▶ **Material supplied**
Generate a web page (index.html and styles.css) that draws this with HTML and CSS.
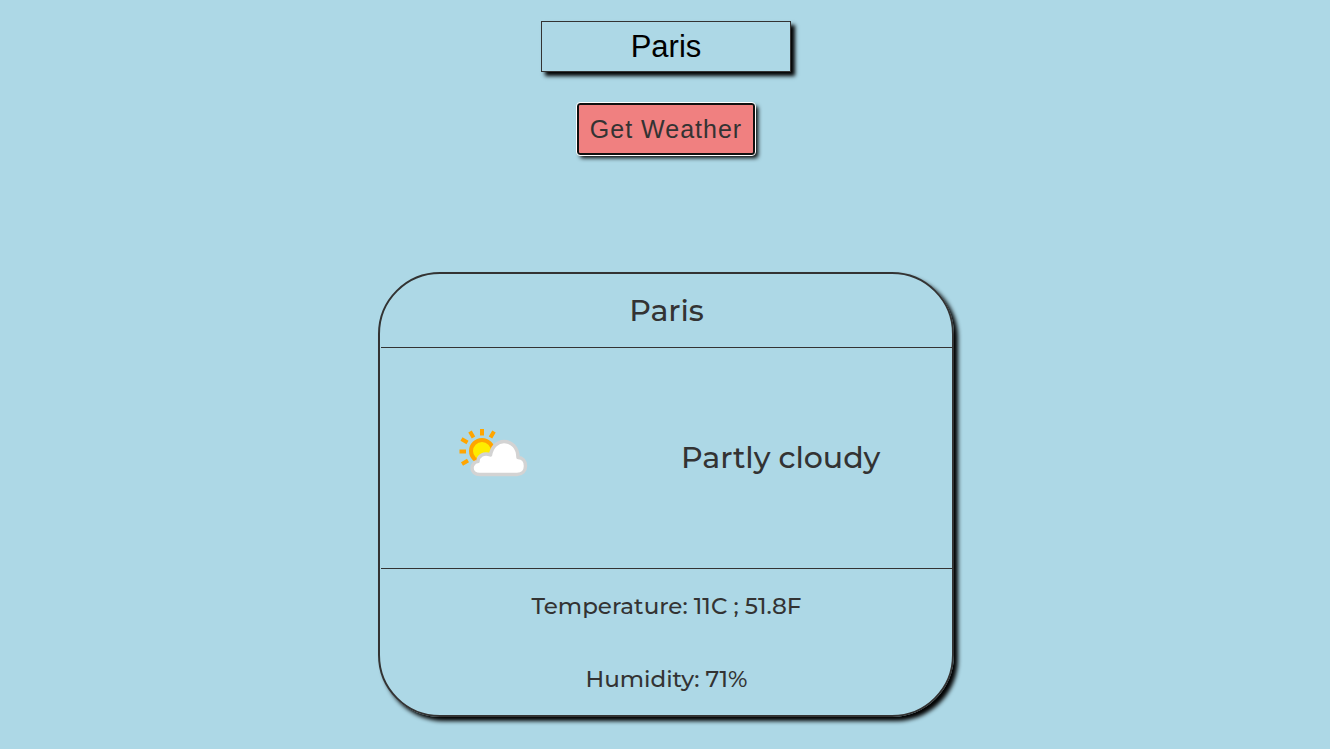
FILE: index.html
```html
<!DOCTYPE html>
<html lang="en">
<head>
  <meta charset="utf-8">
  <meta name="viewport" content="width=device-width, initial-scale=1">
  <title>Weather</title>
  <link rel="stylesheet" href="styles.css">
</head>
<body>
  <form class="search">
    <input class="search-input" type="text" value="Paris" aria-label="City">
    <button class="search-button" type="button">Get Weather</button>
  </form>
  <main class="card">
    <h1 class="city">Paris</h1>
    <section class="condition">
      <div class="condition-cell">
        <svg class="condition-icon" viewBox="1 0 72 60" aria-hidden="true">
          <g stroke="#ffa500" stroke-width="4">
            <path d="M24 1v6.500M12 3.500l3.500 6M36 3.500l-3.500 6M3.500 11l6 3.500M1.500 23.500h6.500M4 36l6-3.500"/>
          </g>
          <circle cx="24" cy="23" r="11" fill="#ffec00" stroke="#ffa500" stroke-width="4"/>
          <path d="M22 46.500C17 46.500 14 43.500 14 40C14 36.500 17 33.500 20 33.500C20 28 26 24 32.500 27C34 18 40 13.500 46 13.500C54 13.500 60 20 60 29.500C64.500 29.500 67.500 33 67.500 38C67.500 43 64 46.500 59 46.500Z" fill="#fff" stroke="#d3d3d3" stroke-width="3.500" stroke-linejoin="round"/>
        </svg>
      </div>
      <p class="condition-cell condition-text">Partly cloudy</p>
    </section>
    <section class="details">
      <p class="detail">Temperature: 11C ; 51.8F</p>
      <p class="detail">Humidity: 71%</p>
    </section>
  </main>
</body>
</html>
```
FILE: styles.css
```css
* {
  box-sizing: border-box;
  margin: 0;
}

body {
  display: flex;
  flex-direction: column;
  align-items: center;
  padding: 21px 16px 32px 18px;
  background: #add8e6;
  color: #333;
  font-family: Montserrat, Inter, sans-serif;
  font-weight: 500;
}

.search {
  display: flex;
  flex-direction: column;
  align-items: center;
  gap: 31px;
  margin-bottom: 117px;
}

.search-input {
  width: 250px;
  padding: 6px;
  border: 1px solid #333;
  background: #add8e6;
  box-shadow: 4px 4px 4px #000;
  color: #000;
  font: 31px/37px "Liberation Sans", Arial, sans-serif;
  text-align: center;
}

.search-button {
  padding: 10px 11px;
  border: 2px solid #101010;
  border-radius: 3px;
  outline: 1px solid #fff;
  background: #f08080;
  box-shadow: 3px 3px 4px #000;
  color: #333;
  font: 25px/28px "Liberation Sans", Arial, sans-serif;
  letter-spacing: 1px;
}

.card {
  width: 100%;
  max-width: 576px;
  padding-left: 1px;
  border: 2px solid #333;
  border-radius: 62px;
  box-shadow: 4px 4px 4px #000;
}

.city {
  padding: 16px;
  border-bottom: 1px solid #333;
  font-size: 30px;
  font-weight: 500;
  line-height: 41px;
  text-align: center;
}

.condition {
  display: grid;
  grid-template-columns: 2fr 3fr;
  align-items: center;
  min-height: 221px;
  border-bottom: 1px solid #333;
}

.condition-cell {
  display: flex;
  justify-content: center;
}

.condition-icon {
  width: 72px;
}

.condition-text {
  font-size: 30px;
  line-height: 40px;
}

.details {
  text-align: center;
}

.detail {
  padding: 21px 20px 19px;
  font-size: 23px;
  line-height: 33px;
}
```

---

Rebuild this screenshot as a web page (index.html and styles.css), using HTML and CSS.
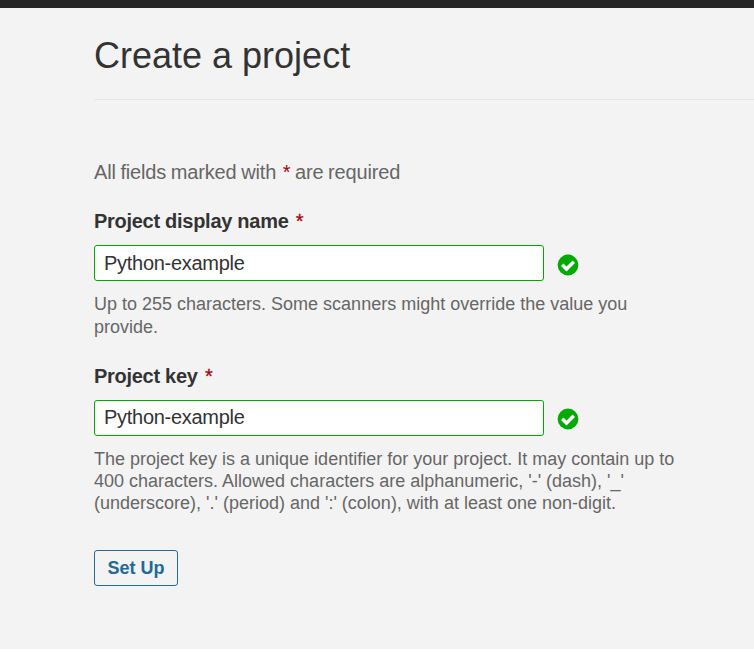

▶ **What you are asked to do**
Copy each line of the data above that holds "styles".

▶ **Output of the task**
Generate a web page (index.html and styles.css) that draws this with HTML and CSS.
  <link rel="stylesheet" href="styles.css">
FILE: styles.css
Rebuild this screenshot as a web page (index.html and styles.css), using HTML and CSS.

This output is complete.